| Information shown |

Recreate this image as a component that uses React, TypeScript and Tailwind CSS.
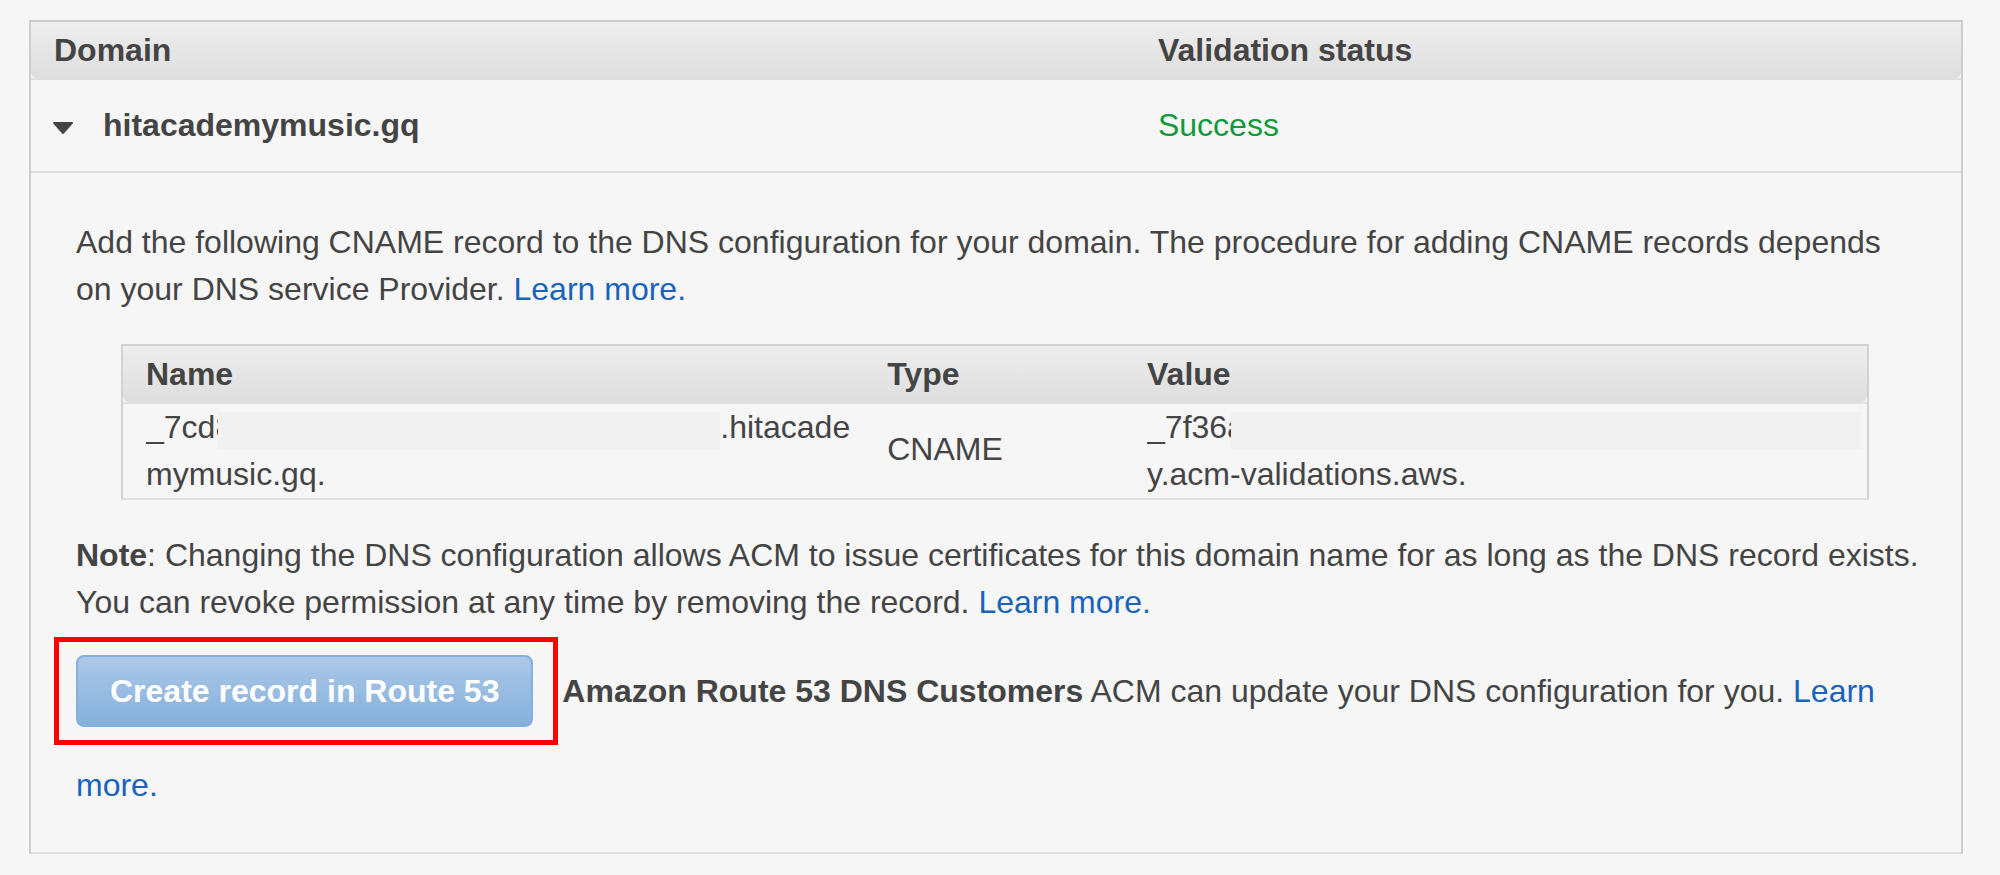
import React, { useState } from "react";

const headCell =
  "h-14 bg-linear-to-b from-[#eeeeee] to-[#dedede] p-0 text-left align-middle font-bold";

function LearnMore() {
  return (
    <a href="#learn-more" className="text-[#1a63bd] hover:underline">
      Learn more.
    </a>
  );
}

function Masked({ start, end }: { start: string; end?: string }) {
  return (
    <span className="flex">
      <span className={end ? "w-[72px] shrink-0 overflow-hidden" : "w-[84px] shrink-0 overflow-hidden"}>{start}</span>
      <span className="mt-2 h-[37px] grow bg-[#f1f1f1]" />
      {end && <span className="shrink-0">{end}</span>}
    </span>
  );
}

function RecordTable() {
  return (
    <div className="mt-[31px] mr-[52px] ml-[45px] border-2 border-[#d2d2d2] border-b-[#dedede]">
      <table className="w-full table-fixed border-separate border-spacing-0">
        <colgroup>
          <col className="w-[42.5%]" />
          <col className="w-[14.9%]" />
          <col />
        </colgroup>
        <thead>
          <tr>
            <th scope="col" className={`${headCell} rounded-bl-md pl-[23px]`}>Name</th>
            <th scope="col" className={`${headCell} pl-[23px]`}>Type</th>
            <th scope="col" className={`${headCell} rounded-br-md pl-[23px]`}>Value</th>
          </tr>
        </thead>
        <tbody>
          <tr>
            <td className="border-t-2 border-[#e2e2e2] p-0 pr-[14px] pl-[23px]">
              <Masked start="_7cd8" end=".hitacade" />
              mymusic.gq.
            </td>
            <td className="border-t-2 border-[#e2e2e2] p-0 pb-1 pl-[23px]">CNAME</td>
            <td className="border-t-2 border-[#e2e2e2] p-0 pr-[6px] pl-[23px]">
              <Masked start="_7f36a" />
              y.acm-validations.aws.
            </td>
          </tr>
        </tbody>
      </table>
    </div>
  );
}

export default function App() {
  const [open, setOpen] = useState(true);
  return (
    <main className="min-h-screen bg-[#f6f6f6] pt-5 pr-[37px] pb-5 pl-[29px] font-['Liberation_Sans',Arial,sans-serif] text-[32px] leading-[47px] text-[#444444]">
      <div className="border-2 border-[#cccccc] border-b-[#dedede]">
        <table className="w-full table-fixed border-separate border-spacing-0">
          <colgroup>
            <col className="w-[57.2%]" />
            <col />
          </colgroup>
          <thead>
            <tr>
              <th scope="col" className={`${headCell} rounded-bl-md pl-[23px]`}>Domain</th>
              <th scope="col" className={`${headCell} rounded-br-md pl-[23px]`}>Validation status</th>
            </tr>
          </thead>
          <tbody>
            <tr>
              <td className="h-[95px] border-y-2 border-[#dedede] p-0 pl-[22px]">
                <button
                  type="button"
                  aria-expanded={open}
                  onClick={() => setOpen(!open)}
                  className="flex items-center gap-[30px] font-bold"
                >
                  <svg viewBox="0 0 20 12" className="mt-1 h-3 w-5" fill="#444444" aria-hidden="true">
                    <path d="M1 0h18q2 0 .5 1.800L11.200 11.300q-1.200 1.200-2.400 0L.5 1.800Q-1 0 1 0Z" />
                  </svg>
                  hitacademymusic.gq
                </button>
              </td>
              <td className="border-y-2 border-[#dedede] p-0 pl-[23px] text-[#12993c]">Success</td>
            </tr>
            {open && (
              <tr>
                <td colSpan={2} className="p-0 pt-[46px] pr-10 pb-5 pl-[45px]">
                  <p>
                    Add the following CNAME record to the DNS configuration for your domain. The procedure for adding
                    CNAME records depends on your DNS service Provider. <LearnMore />
                  </p>
                  <RecordTable />
                  <p className="mt-8">
                    <strong>Note</strong>: Changing the DNS configuration allows ACM to issue certificates for this
                    domain name for as long as the DNS record exists. You can revoke permission at any time by removing
                    the record. <LearnMore />
                  </p>
                  <p className="mt-[18px] leading-[94px]">
                    <span className="relative mr-5 inline-block leading-[68px]">
                      <button
                        type="button"
                        className="rounded-lg border-2 border-[#84b0de] bg-linear-to-b from-[#abc8e7] to-[#86b0dc] px-8 font-bold text-white"
                      >
                        Create record in Route 53
                      </button>
                      <span className="pointer-events-none absolute -top-[18px] -right-[25px] -bottom-[18px] -left-[22px] border-5 border-[#ff0000]" />
                    </span>{" "}
                    <strong>Amazon Route 53 DNS Customers</strong> ACM can update your DNS configuration for you.{" "}
                    <LearnMore />
                  </p>
                </td>
              </tr>
            )}
          </tbody>
        </table>
      </div>
    </main>
  );
}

| Goal |
Provide only the count of lines in the material above that hold the word "React".

| Answer to the problem |
2